** Task to complete **
Copy each line of the entries that contains the word "React".

Stored data entries
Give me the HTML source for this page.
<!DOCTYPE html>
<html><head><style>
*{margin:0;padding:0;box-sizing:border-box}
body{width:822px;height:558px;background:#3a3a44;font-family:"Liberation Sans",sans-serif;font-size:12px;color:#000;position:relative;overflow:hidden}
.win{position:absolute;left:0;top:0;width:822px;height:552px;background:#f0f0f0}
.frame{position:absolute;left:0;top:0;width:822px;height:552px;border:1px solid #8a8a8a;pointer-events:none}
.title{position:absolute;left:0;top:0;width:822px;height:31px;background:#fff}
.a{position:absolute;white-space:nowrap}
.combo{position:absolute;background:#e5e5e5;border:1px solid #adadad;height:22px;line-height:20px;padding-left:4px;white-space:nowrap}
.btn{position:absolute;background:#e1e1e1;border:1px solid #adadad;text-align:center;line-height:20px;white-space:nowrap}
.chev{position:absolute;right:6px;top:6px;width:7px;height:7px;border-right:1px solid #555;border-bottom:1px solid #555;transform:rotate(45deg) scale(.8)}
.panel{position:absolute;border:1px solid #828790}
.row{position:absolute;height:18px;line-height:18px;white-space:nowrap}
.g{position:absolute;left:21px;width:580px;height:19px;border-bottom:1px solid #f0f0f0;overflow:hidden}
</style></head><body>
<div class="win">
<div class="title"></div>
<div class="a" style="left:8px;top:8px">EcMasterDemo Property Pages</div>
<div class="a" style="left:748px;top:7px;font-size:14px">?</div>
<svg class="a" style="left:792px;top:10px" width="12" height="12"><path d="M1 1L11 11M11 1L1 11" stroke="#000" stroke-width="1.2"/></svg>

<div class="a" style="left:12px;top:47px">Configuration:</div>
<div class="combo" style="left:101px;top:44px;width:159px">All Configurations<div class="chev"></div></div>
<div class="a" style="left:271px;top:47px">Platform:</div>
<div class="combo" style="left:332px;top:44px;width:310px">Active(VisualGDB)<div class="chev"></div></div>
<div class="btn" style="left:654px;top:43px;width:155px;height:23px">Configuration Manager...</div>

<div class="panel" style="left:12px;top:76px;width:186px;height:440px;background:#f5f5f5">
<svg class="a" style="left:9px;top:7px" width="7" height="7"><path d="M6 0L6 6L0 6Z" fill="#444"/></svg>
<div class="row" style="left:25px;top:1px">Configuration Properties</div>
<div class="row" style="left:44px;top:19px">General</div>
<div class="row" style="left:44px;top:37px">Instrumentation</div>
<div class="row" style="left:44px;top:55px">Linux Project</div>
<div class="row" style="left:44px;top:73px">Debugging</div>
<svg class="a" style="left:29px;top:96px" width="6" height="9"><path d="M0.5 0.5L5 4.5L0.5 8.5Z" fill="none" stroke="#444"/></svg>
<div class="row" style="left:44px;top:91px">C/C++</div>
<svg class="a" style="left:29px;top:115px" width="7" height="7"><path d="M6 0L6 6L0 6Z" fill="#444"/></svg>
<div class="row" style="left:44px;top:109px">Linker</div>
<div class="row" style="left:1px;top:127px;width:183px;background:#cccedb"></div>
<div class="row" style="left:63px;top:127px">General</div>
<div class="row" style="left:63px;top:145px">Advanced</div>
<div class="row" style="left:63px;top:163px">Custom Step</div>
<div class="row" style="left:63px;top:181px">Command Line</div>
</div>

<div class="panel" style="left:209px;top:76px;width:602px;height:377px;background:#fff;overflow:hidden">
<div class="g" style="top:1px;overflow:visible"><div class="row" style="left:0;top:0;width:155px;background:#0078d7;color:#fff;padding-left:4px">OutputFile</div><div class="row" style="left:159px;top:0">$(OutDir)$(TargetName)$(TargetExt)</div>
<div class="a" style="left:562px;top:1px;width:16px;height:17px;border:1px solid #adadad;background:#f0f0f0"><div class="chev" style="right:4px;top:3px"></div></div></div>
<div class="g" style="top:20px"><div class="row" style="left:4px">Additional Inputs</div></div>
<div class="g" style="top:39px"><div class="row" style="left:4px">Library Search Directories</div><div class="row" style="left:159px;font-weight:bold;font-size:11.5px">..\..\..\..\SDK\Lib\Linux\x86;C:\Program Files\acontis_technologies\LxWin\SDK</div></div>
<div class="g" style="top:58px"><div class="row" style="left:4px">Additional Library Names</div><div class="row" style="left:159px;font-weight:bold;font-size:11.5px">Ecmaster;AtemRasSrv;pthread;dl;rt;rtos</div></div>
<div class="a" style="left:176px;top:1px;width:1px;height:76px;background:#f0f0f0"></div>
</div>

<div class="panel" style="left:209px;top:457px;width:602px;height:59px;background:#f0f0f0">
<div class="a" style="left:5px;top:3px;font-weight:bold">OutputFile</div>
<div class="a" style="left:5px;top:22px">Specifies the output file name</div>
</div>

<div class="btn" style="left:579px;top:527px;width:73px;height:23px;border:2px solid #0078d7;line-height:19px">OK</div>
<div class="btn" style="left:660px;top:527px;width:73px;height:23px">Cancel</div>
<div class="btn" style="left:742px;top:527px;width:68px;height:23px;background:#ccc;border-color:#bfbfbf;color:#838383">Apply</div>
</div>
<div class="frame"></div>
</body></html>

...

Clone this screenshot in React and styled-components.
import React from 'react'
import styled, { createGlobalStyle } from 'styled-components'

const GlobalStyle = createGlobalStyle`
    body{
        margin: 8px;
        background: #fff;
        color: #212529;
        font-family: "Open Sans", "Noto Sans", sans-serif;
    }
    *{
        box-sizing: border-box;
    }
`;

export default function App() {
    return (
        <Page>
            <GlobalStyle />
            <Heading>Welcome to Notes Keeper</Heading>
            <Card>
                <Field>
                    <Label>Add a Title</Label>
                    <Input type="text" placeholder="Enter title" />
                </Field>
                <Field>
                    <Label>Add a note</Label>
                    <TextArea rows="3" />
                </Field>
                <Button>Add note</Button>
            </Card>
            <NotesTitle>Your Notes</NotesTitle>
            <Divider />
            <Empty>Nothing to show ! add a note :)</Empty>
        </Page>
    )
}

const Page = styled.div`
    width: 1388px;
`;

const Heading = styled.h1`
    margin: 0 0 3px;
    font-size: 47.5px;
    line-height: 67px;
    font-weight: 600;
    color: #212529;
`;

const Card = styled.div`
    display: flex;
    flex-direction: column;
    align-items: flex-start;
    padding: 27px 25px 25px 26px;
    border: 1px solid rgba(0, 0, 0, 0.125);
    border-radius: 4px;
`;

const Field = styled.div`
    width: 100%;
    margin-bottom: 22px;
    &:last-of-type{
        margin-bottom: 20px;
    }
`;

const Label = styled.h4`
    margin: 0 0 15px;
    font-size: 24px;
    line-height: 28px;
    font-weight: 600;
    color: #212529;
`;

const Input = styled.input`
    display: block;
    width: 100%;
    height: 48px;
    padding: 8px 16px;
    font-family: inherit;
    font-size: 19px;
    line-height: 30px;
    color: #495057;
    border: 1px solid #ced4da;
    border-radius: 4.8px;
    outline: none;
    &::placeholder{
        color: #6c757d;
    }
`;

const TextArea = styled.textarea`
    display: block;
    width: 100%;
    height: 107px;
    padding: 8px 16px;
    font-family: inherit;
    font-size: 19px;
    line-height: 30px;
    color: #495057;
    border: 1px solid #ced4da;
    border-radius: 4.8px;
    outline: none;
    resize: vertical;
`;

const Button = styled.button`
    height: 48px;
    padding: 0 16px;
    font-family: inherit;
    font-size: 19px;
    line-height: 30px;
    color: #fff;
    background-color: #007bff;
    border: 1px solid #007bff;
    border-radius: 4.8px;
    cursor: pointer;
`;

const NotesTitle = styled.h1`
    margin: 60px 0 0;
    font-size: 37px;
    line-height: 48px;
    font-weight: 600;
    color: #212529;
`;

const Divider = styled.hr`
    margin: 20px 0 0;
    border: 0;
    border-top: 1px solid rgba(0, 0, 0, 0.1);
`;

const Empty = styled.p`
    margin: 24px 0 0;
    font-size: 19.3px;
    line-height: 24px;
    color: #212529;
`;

** Reply **
Clone this screenshot in React and styled-components.
import React from 'react'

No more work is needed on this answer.